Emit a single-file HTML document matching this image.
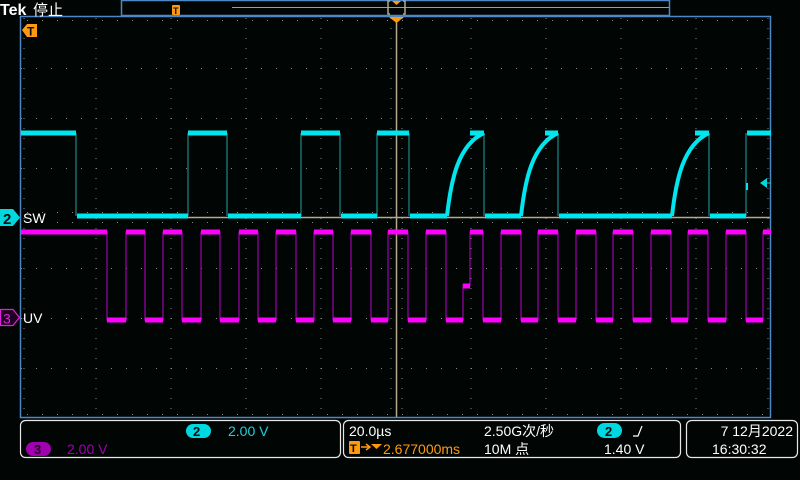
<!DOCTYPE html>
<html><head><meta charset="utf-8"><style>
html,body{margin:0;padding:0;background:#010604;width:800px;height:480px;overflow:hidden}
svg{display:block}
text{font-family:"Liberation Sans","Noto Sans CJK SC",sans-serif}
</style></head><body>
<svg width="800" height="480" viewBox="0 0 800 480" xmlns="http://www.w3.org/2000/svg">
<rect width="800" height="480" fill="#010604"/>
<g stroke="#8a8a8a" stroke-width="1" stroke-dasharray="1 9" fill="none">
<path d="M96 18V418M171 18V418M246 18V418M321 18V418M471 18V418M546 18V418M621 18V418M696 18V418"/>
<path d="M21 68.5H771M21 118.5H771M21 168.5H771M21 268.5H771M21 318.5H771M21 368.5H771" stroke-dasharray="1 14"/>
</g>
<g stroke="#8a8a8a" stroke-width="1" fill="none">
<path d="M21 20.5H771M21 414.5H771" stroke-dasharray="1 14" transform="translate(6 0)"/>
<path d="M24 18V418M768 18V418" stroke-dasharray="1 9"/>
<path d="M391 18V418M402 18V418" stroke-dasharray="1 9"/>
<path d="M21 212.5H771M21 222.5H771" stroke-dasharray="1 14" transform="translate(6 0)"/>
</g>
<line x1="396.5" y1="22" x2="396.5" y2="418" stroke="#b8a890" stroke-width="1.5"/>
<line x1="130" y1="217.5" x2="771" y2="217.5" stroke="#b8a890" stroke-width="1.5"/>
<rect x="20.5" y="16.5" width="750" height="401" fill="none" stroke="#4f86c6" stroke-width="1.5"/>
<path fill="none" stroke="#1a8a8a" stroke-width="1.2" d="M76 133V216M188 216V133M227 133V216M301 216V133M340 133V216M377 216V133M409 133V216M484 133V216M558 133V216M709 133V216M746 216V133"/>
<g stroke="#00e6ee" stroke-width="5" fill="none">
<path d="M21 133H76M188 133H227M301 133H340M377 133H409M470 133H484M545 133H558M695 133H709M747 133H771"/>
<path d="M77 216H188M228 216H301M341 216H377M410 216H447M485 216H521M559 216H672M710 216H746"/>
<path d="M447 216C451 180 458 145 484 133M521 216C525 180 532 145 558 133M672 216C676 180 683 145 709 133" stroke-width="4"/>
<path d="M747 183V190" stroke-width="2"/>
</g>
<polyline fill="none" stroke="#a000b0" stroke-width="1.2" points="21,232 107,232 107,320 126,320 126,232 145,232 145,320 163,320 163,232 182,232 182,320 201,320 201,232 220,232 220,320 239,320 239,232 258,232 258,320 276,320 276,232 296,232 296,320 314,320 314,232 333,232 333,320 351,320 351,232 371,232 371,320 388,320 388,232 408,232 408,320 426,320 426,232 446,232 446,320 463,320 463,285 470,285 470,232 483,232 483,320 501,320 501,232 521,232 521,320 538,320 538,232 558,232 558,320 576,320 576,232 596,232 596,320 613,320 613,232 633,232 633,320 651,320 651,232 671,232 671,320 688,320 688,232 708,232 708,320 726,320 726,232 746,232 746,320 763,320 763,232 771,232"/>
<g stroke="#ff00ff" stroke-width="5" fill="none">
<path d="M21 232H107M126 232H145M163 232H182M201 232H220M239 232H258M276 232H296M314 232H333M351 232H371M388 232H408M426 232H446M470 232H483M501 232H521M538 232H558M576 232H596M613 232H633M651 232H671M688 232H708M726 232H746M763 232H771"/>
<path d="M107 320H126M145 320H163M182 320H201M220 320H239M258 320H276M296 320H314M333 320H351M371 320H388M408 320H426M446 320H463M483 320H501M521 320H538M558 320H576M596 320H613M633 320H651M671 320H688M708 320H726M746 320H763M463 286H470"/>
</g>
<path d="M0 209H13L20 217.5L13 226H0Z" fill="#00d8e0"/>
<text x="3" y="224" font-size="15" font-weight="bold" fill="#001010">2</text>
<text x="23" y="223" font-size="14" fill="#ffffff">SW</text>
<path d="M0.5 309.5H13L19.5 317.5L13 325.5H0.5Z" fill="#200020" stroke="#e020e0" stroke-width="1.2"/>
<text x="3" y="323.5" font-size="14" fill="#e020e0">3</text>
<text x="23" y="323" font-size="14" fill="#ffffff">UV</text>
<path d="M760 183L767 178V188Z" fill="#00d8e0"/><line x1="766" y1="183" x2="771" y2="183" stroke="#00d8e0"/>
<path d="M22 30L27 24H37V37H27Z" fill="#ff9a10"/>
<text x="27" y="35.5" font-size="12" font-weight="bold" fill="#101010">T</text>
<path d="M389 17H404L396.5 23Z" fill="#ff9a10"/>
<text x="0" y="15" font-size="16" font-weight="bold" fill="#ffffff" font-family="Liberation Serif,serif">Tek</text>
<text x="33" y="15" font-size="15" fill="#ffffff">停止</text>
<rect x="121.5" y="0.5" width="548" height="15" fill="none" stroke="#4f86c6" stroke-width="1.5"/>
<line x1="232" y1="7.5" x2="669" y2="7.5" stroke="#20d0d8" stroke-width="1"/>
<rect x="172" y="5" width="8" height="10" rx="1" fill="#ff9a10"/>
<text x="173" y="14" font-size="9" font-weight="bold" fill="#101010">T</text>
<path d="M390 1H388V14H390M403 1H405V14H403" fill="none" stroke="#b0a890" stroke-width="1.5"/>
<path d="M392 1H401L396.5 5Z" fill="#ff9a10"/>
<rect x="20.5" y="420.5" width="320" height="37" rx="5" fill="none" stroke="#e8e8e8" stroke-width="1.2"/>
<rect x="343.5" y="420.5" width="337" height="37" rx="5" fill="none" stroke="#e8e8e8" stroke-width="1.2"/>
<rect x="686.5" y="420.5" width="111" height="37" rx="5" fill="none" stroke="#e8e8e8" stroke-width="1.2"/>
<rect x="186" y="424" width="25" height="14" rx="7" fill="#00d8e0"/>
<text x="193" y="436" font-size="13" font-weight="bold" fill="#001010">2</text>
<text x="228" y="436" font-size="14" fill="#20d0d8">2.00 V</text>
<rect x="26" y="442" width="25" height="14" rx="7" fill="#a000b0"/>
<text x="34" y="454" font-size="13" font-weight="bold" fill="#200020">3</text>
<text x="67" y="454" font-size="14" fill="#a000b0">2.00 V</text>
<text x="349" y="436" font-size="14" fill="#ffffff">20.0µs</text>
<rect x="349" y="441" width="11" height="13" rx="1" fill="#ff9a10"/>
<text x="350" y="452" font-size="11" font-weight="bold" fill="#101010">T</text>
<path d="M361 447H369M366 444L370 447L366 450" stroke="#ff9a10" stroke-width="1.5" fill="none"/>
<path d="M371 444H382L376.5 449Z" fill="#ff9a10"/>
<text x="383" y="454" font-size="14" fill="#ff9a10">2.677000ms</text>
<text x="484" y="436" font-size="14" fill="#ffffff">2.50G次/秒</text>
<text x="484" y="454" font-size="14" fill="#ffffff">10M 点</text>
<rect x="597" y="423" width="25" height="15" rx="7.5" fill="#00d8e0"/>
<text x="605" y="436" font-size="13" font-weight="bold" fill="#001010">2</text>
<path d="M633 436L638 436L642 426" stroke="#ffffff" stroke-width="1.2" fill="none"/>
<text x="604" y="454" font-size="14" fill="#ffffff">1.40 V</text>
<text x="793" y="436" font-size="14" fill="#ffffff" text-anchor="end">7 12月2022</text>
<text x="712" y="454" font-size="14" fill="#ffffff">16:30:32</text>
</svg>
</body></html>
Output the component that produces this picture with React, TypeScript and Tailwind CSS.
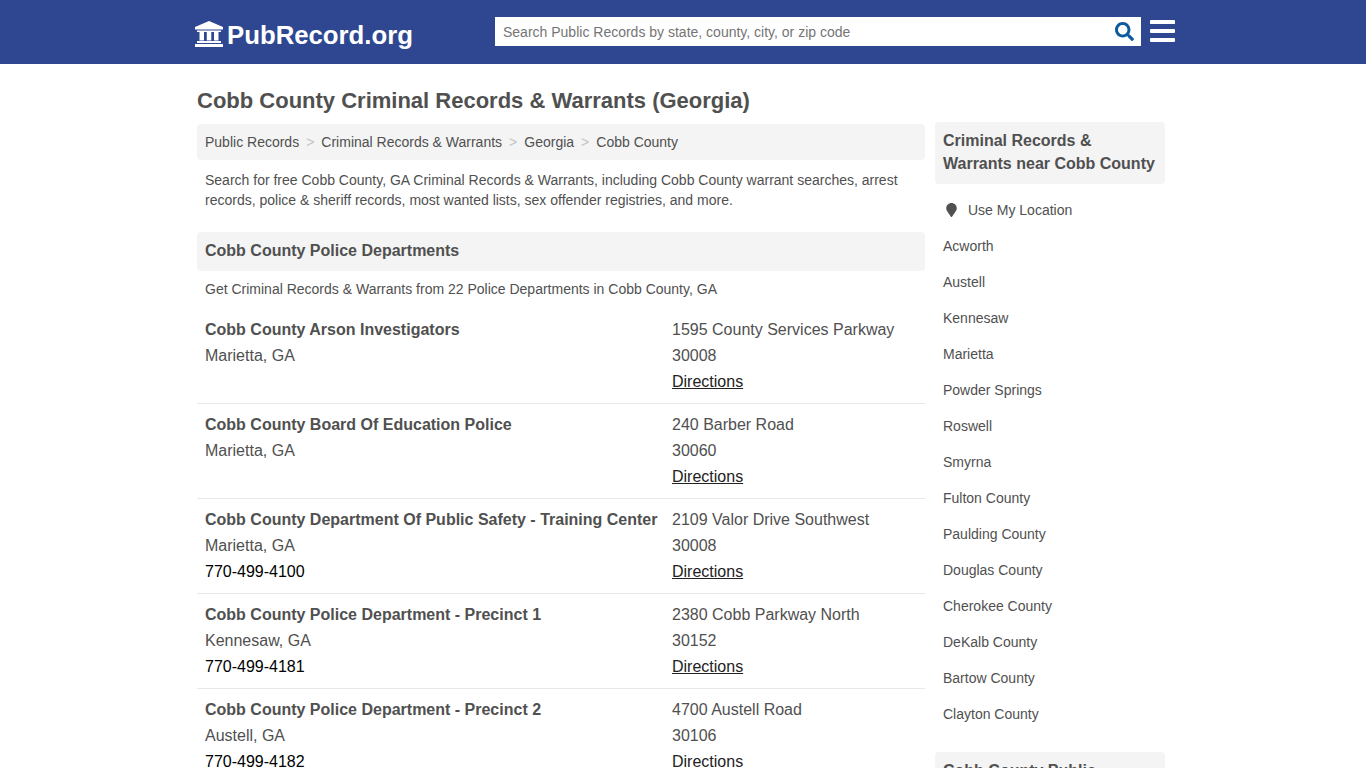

######

- Exercise instructions:
Write out the entries above verbatim; the pictures do not belong in your copy.

- Task result:
Emit a single-file HTML document matching this image.
<!DOCTYPE html>
<html><head><meta charset="utf-8"><style>
html,body{margin:0;padding:0;background:#010604;width:800px;height:480px;overflow:hidden}
svg{display:block}
text{font-family:"Liberation Sans","Noto Sans CJK SC",sans-serif}
</style></head><body>
<svg width="800" height="480" viewBox="0 0 800 480" xmlns="http://www.w3.org/2000/svg">
<rect width="800" height="480" fill="#010604"/>
<g stroke="#8a8a8a" stroke-width="1" stroke-dasharray="1 9" fill="none">
<path d="M96 18V418M171 18V418M246 18V418M321 18V418M471 18V418M546 18V418M621 18V418M696 18V418"/>
<path d="M21 68.5H771M21 118.5H771M21 168.5H771M21 268.5H771M21 318.5H771M21 368.5H771" stroke-dasharray="1 14"/>
</g>
<g stroke="#8a8a8a" stroke-width="1" fill="none">
<path d="M21 20.5H771M21 414.5H771" stroke-dasharray="1 14" transform="translate(6 0)"/>
<path d="M24 18V418M768 18V418" stroke-dasharray="1 9"/>
<path d="M391 18V418M402 18V418" stroke-dasharray="1 9"/>
<path d="M21 212.5H771M21 222.5H771" stroke-dasharray="1 14" transform="translate(6 0)"/>
</g>
<line x1="396.5" y1="22" x2="396.5" y2="418" stroke="#b8a890" stroke-width="1.5"/>
<line x1="130" y1="217.5" x2="771" y2="217.5" stroke="#b8a890" stroke-width="1.5"/>
<rect x="20.5" y="16.5" width="750" height="401" fill="none" stroke="#4f86c6" stroke-width="1.5"/>
<path fill="none" stroke="#1a8a8a" stroke-width="1.2" d="M76 133V216M188 216V133M227 133V216M301 216V133M340 133V216M377 216V133M409 133V216M484 133V216M558 133V216M709 133V216M746 216V133"/>
<g stroke="#00e6ee" stroke-width="5" fill="none">
<path d="M21 133H76M188 133H227M301 133H340M377 133H409M470 133H484M545 133H558M695 133H709M747 133H771"/>
<path d="M77 216H188M228 216H301M341 216H377M410 216H447M485 216H521M559 216H672M710 216H746"/>
<path d="M447 216C451 180 458 145 484 133M521 216C525 180 532 145 558 133M672 216C676 180 683 145 709 133" stroke-width="4"/>
<path d="M747 183V190" stroke-width="2"/>
</g>
<polyline fill="none" stroke="#a000b0" stroke-width="1.2" points="21,232 107,232 107,320 126,320 126,232 145,232 145,320 163,320 163,232 182,232 182,320 201,320 201,232 220,232 220,320 239,320 239,232 258,232 258,320 276,320 276,232 296,232 296,320 314,320 314,232 333,232 333,320 351,320 351,232 371,232 371,320 388,320 388,232 408,232 408,320 426,320 426,232 446,232 446,320 463,320 463,285 470,285 470,232 483,232 483,320 501,320 501,232 521,232 521,320 538,320 538,232 558,232 558,320 576,320 576,232 596,232 596,320 613,320 613,232 633,232 633,320 651,320 651,232 671,232 671,320 688,320 688,232 708,232 708,320 726,320 726,232 746,232 746,320 763,320 763,232 771,232"/>
<g stroke="#ff00ff" stroke-width="5" fill="none">
<path d="M21 232H107M126 232H145M163 232H182M201 232H220M239 232H258M276 232H296M314 232H333M351 232H371M388 232H408M426 232H446M470 232H483M501 232H521M538 232H558M576 232H596M613 232H633M651 232H671M688 232H708M726 232H746M763 232H771"/>
<path d="M107 320H126M145 320H163M182 320H201M220 320H239M258 320H276M296 320H314M333 320H351M371 320H388M408 320H426M446 320H463M483 320H501M521 320H538M558 320H576M596 320H613M633 320H651M671 320H688M708 320H726M746 320H763M463 286H470"/>
</g>
<path d="M0 209H13L20 217.5L13 226H0Z" fill="#00d8e0"/>
<text x="3" y="224" font-size="15" font-weight="bold" fill="#001010">2</text>
<text x="23" y="223" font-size="14" fill="#ffffff">SW</text>
<path d="M0.5 309.5H13L19.5 317.5L13 325.5H0.5Z" fill="#200020" stroke="#e020e0" stroke-width="1.2"/>
<text x="3" y="323.5" font-size="14" fill="#e020e0">3</text>
<text x="23" y="323" font-size="14" fill="#ffffff">UV</text>
<path d="M760 183L767 178V188Z" fill="#00d8e0"/><line x1="766" y1="183" x2="771" y2="183" stroke="#00d8e0"/>
<path d="M22 30L27 24H37V37H27Z" fill="#ff9a10"/>
<text x="27" y="35.5" font-size="12" font-weight="bold" fill="#101010">T</text>
<path d="M389 17H404L396.5 23Z" fill="#ff9a10"/>
<text x="0" y="15" font-size="16" font-weight="bold" fill="#ffffff" font-family="Liberation Serif,serif">Tek</text>
<text x="33" y="15" font-size="15" fill="#ffffff">停止</text>
<rect x="121.5" y="0.5" width="548" height="15" fill="none" stroke="#4f86c6" stroke-width="1.5"/>
<line x1="232" y1="7.5" x2="669" y2="7.5" stroke="#20d0d8" stroke-width="1"/>
<rect x="172" y="5" width="8" height="10" rx="1" fill="#ff9a10"/>
<text x="173" y="14" font-size="9" font-weight="bold" fill="#101010">T</text>
<path d="M390 1H388V14H390M403 1H405V14H403" fill="none" stroke="#b0a890" stroke-width="1.5"/>
<path d="M392 1H401L396.5 5Z" fill="#ff9a10"/>
<rect x="20.5" y="420.5" width="320" height="37" rx="5" fill="none" stroke="#e8e8e8" stroke-width="1.2"/>
<rect x="343.5" y="420.5" width="337" height="37" rx="5" fill="none" stroke="#e8e8e8" stroke-width="1.2"/>
<rect x="686.5" y="420.5" width="111" height="37" rx="5" fill="none" stroke="#e8e8e8" stroke-width="1.2"/>
<rect x="186" y="424" width="25" height="14" rx="7" fill="#00d8e0"/>
<text x="193" y="436" font-size="13" font-weight="bold" fill="#001010">2</text>
<text x="228" y="436" font-size="14" fill="#20d0d8">2.00 V</text>
<rect x="26" y="442" width="25" height="14" rx="7" fill="#a000b0"/>
<text x="34" y="454" font-size="13" font-weight="bold" fill="#200020">3</text>
<text x="67" y="454" font-size="14" fill="#a000b0">2.00 V</text>
<text x="349" y="436" font-size="14" fill="#ffffff">20.0µs</text>
<rect x="349" y="441" width="11" height="13" rx="1" fill="#ff9a10"/>
<text x="350" y="452" font-size="11" font-weight="bold" fill="#101010">T</text>
<path d="M361 447H369M366 444L370 447L366 450" stroke="#ff9a10" stroke-width="1.5" fill="none"/>
<path d="M371 444H382L376.5 449Z" fill="#ff9a10"/>
<text x="383" y="454" font-size="14" fill="#ff9a10">2.677000ms</text>
<text x="484" y="436" font-size="14" fill="#ffffff">2.50G次/秒</text>
<text x="484" y="454" font-size="14" fill="#ffffff">10M 点</text>
<rect x="597" y="423" width="25" height="15" rx="7.5" fill="#00d8e0"/>
<text x="605" y="436" font-size="13" font-weight="bold" fill="#001010">2</text>
<path d="M633 436L638 436L642 426" stroke="#ffffff" stroke-width="1.2" fill="none"/>
<text x="604" y="454" font-size="14" fill="#ffffff">1.40 V</text>
<text x="793" y="436" font-size="14" fill="#ffffff" text-anchor="end">7 12月2022</text>
<text x="712" y="454" font-size="14" fill="#ffffff">16:30:32</text>
</svg>
</body></html>
Output the component that produces this picture with React, TypeScript and Tailwind CSS.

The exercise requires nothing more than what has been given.